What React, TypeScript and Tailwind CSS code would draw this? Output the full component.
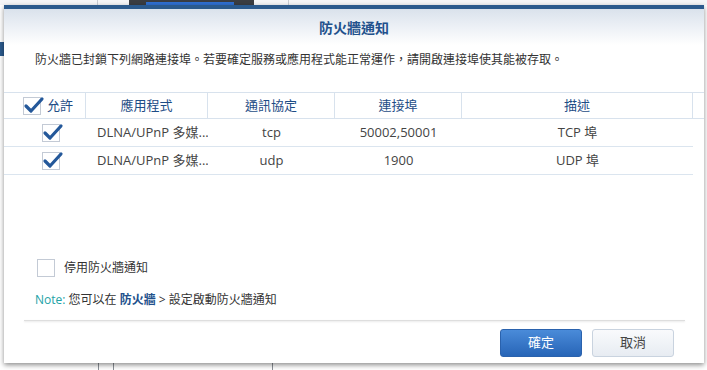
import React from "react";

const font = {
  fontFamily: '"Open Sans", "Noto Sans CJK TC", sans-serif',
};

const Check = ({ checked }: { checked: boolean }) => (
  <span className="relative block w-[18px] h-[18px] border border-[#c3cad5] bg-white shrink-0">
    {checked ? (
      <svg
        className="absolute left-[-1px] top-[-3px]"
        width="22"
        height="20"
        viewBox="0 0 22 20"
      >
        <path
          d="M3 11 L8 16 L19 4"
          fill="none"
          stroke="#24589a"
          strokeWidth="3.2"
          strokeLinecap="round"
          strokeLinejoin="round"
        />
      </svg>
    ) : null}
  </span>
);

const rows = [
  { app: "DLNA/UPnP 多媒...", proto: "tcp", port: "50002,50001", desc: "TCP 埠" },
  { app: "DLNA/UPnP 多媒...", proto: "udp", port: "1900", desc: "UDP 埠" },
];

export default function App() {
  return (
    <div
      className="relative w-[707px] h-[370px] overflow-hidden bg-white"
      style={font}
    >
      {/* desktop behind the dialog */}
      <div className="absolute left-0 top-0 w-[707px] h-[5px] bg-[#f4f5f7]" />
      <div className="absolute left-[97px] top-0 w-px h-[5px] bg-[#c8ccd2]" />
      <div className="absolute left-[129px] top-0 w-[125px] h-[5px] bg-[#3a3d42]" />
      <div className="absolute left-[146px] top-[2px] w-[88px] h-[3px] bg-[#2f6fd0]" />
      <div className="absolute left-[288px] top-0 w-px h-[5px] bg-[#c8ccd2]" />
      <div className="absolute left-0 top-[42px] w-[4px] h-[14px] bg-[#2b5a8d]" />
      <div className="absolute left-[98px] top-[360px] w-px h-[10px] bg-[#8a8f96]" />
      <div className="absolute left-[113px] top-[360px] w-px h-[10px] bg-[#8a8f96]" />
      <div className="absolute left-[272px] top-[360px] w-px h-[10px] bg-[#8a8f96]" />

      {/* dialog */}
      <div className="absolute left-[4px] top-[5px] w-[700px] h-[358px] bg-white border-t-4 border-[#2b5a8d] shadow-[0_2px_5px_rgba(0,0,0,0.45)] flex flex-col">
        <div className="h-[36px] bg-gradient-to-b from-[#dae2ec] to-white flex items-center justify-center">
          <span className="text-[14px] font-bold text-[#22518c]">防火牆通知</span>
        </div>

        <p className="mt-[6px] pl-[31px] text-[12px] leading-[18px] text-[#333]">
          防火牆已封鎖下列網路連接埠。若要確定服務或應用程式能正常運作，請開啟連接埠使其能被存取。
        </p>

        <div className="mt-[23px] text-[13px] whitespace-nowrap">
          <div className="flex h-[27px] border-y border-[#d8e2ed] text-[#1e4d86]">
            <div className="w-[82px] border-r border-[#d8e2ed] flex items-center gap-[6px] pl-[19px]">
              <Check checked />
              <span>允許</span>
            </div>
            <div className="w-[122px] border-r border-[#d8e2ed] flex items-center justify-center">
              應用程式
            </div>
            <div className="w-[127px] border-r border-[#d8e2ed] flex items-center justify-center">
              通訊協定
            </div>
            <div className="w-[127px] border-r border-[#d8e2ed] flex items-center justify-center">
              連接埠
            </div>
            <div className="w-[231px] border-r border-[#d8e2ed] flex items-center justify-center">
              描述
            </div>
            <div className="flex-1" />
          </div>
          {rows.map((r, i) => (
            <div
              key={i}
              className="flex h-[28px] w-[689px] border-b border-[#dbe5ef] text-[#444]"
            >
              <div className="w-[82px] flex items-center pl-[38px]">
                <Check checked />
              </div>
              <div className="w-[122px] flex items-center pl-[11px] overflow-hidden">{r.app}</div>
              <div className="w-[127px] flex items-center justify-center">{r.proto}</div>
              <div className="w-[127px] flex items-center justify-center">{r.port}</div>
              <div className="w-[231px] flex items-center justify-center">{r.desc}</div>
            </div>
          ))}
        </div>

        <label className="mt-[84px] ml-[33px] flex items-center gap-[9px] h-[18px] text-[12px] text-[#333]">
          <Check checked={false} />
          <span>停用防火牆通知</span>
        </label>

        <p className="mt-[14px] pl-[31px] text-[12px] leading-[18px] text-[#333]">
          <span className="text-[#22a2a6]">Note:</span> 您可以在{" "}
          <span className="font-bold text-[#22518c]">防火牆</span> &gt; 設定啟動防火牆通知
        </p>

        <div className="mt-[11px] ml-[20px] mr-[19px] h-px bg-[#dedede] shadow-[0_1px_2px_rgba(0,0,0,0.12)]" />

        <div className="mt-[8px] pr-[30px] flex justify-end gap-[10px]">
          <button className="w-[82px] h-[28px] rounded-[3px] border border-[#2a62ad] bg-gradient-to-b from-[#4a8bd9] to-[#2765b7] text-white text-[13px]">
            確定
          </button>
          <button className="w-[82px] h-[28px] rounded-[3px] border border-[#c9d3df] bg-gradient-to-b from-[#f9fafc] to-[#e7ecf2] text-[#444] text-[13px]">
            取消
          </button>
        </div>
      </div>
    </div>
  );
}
◆ ◆ ◆ ◆
# [EXERCISE REQUIREMENTS]
Leave the pictures out and copy the rest of the data exactly.

# [SOLUTION FOR THIS PROBLEM]
What React, TypeScript and Tailwind CSS code would draw this? Output the full component.
import React from "react";

const font = {
  fontFamily: '"Open Sans", "Noto Sans CJK TC", sans-serif',
};

const Check = ({ checked }: { checked: boolean }) => (
  <span className="relative block w-[18px] h-[18px] border border-[#c3cad5] bg-white shrink-0">
    {checked ? (
      <svg
        className="absolute left-[-1px] top-[-3px]"
        width="22"
        height="20"
        viewBox="0 0 22 20"
      >
        <path
          d="M3 11 L8 16 L19 4"
          fill="none"
          stroke="#24589a"
          strokeWidth="3.2"
          strokeLinecap="round"
          strokeLinejoin="round"
        />
      </svg>
    ) : null}
  </span>
);

const rows = [
  { app: "DLNA/UPnP 多媒...", proto: "tcp", port: "50002,50001", desc: "TCP 埠" },
  { app: "DLNA/UPnP 多媒...", proto: "udp", port: "1900", desc: "UDP 埠" },
];

export default function App() {
  return (
    <div
      className="relative w-[707px] h-[370px] overflow-hidden bg-white"
      style={font}
    >
      {/* desktop behind the dialog */}
      <div className="absolute left-0 top-0 w-[707px] h-[5px] bg-[#f4f5f7]" />
      <div className="absolute left-[97px] top-0 w-px h-[5px] bg-[#c8ccd2]" />
      <div className="absolute left-[129px] top-0 w-[125px] h-[5px] bg-[#3a3d42]" />
      <div className="absolute left-[146px] top-[2px] w-[88px] h-[3px] bg-[#2f6fd0]" />
      <div className="absolute left-[288px] top-0 w-px h-[5px] bg-[#c8ccd2]" />
      <div className="absolute left-0 top-[42px] w-[4px] h-[14px] bg-[#2b5a8d]" />
      <div className="absolute left-[98px] top-[360px] w-px h-[10px] bg-[#8a8f96]" />
      <div className="absolute left-[113px] top-[360px] w-px h-[10px] bg-[#8a8f96]" />
      <div className="absolute left-[272px] top-[360px] w-px h-[10px] bg-[#8a8f96]" />

      {/* dialog */}
      <div className="absolute left-[4px] top-[5px] w-[700px] h-[358px] bg-white border-t-4 border-[#2b5a8d] shadow-[0_2px_5px_rgba(0,0,0,0.45)] flex flex-col">
        <div className="h-[36px] bg-gradient-to-b from-[#dae2ec] to-white flex items-center justify-center">
          <span className="text-[14px] font-bold text-[#22518c]">防火牆通知</span>
        </div>

        <p className="mt-[6px] pl-[31px] text-[12px] leading-[18px] text-[#333]">
          防火牆已封鎖下列網路連接埠。若要確定服務或應用程式能正常運作，請開啟連接埠使其能被存取。
        </p>

        <div className="mt-[23px] text-[13px] whitespace-nowrap">
          <div className="flex h-[27px] border-y border-[#d8e2ed] text-[#1e4d86]">
            <div className="w-[82px] border-r border-[#d8e2ed] flex items-center gap-[6px] pl-[19px]">
              <Check checked />
              <span>允許</span>
            </div>
            <div className="w-[122px] border-r border-[#d8e2ed] flex items-center justify-center">
              應用程式
            </div>
            <div className="w-[127px] border-r border-[#d8e2ed] flex items-center justify-center">
              通訊協定
            </div>
            <div className="w-[127px] border-r border-[#d8e2ed] flex items-center justify-center">
              連接埠
            </div>
            <div className="w-[231px] border-r border-[#d8e2ed] flex items-center justify-center">
              描述
            </div>
            <div className="flex-1" />
          </div>
          {rows.map((r, i) => (
            <div
              key={i}
              className="flex h-[28px] w-[689px] border-b border-[#dbe5ef] text-[#444]"
            >
              <div className="w-[82px] flex items-center pl-[38px]">
                <Check checked />
              </div>
              <div className="w-[122px] flex items-center pl-[11px] overflow-hidden">{r.app}</div>
              <div className="w-[127px] flex items-center justify-center">{r.proto}</div>
              <div className="w-[127px] flex items-center justify-center">{r.port}</div>
              <div className="w-[231px] flex items-center justify-center">{r.desc}</div>
            </div>
          ))}
        </div>

        <label className="mt-[84px] ml-[33px] flex items-center gap-[9px] h-[18px] text-[12px] text-[#333]">
          <Check checked={false} />
          <span>停用防火牆通知</span>
        </label>

        <p className="mt-[14px] pl-[31px] text-[12px] leading-[18px] text-[#333]">
          <span className="text-[#22a2a6]">Note:</span> 您可以在{" "}
          <span className="font-bold text-[#22518c]">防火牆</span> &gt; 設定啟動防火牆通知
        </p>

        <div className="mt-[11px] ml-[20px] mr-[19px] h-px bg-[#dedede] shadow-[0_1px_2px_rgba(0,0,0,0.12)]" />

        <div className="mt-[8px] pr-[30px] flex justify-end gap-[10px]">
          <button className="w-[82px] h-[28px] rounded-[3px] border border-[#2a62ad] bg-gradient-to-b from-[#4a8bd9] to-[#2765b7] text-white text-[13px]">
            確定
          </button>
          <button className="w-[82px] h-[28px] rounded-[3px] border border-[#c9d3df] bg-gradient-to-b from-[#f9fafc] to-[#e7ecf2] text-[#444] text-[13px]">
            取消
          </button>
        </div>
      </div>
    </div>
  );
}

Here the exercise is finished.